### DATA
§ §

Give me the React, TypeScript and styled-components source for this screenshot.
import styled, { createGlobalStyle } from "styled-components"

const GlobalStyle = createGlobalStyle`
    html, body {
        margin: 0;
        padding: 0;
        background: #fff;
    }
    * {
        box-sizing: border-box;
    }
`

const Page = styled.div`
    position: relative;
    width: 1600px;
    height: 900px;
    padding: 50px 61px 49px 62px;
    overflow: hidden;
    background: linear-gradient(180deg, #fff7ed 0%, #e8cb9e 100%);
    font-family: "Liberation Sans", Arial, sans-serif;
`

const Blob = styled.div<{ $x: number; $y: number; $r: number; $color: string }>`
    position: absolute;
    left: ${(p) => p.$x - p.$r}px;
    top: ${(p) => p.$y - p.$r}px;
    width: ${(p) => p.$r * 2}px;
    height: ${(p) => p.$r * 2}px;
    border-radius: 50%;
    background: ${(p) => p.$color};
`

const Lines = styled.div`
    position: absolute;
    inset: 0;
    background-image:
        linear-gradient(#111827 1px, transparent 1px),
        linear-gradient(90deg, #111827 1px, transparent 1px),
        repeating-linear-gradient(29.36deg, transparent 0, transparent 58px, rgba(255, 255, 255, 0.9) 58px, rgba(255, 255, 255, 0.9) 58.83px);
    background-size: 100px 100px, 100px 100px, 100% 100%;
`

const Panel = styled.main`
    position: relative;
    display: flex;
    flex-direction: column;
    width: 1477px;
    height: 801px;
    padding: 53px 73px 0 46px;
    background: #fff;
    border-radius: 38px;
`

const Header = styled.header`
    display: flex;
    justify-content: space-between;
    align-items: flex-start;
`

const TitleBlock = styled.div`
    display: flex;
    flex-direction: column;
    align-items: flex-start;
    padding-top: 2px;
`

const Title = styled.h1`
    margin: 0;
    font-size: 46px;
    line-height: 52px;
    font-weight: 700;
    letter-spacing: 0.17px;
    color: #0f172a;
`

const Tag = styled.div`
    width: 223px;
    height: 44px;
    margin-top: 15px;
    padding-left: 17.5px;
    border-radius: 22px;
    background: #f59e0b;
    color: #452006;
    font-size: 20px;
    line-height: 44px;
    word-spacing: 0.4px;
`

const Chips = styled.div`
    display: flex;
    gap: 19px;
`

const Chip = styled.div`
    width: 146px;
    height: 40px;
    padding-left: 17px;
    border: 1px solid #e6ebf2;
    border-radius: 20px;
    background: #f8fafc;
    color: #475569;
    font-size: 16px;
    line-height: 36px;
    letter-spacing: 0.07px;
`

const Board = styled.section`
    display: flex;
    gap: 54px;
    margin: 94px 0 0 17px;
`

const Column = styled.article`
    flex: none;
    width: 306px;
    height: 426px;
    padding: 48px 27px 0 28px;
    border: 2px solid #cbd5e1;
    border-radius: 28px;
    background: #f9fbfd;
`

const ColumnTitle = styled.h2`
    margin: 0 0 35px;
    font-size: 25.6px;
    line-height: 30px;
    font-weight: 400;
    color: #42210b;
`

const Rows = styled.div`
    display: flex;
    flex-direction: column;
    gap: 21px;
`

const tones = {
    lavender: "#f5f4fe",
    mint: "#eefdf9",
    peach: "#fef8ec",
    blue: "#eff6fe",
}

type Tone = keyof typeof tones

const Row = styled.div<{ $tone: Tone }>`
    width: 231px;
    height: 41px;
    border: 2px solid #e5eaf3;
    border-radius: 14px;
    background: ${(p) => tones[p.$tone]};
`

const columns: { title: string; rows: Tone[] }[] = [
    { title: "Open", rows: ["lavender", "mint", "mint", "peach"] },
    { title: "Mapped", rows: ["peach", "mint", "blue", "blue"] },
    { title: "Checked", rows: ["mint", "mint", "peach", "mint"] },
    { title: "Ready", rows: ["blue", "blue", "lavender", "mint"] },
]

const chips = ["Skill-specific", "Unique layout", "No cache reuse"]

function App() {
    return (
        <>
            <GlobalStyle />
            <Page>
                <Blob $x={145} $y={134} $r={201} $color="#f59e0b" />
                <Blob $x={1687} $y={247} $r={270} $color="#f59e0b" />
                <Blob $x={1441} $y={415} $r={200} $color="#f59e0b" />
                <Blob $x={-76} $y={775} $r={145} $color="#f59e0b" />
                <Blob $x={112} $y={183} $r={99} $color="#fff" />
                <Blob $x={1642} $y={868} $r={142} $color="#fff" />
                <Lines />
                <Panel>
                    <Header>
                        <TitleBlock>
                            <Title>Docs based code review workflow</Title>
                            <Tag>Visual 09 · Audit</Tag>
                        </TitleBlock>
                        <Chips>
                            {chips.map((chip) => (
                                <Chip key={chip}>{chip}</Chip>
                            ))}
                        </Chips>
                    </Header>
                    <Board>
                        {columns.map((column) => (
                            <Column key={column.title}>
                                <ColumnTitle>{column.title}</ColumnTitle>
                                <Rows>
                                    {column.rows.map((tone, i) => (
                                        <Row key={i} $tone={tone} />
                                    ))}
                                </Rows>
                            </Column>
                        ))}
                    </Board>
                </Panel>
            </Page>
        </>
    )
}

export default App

§ §

### WRITTEN REQUEST
All lines above with "components" in them should be returned.

### TASK OUTPUT
Give me the React, TypeScript and styled-components source for this screenshot.
import styled, { createGlobalStyle } from "styled-components"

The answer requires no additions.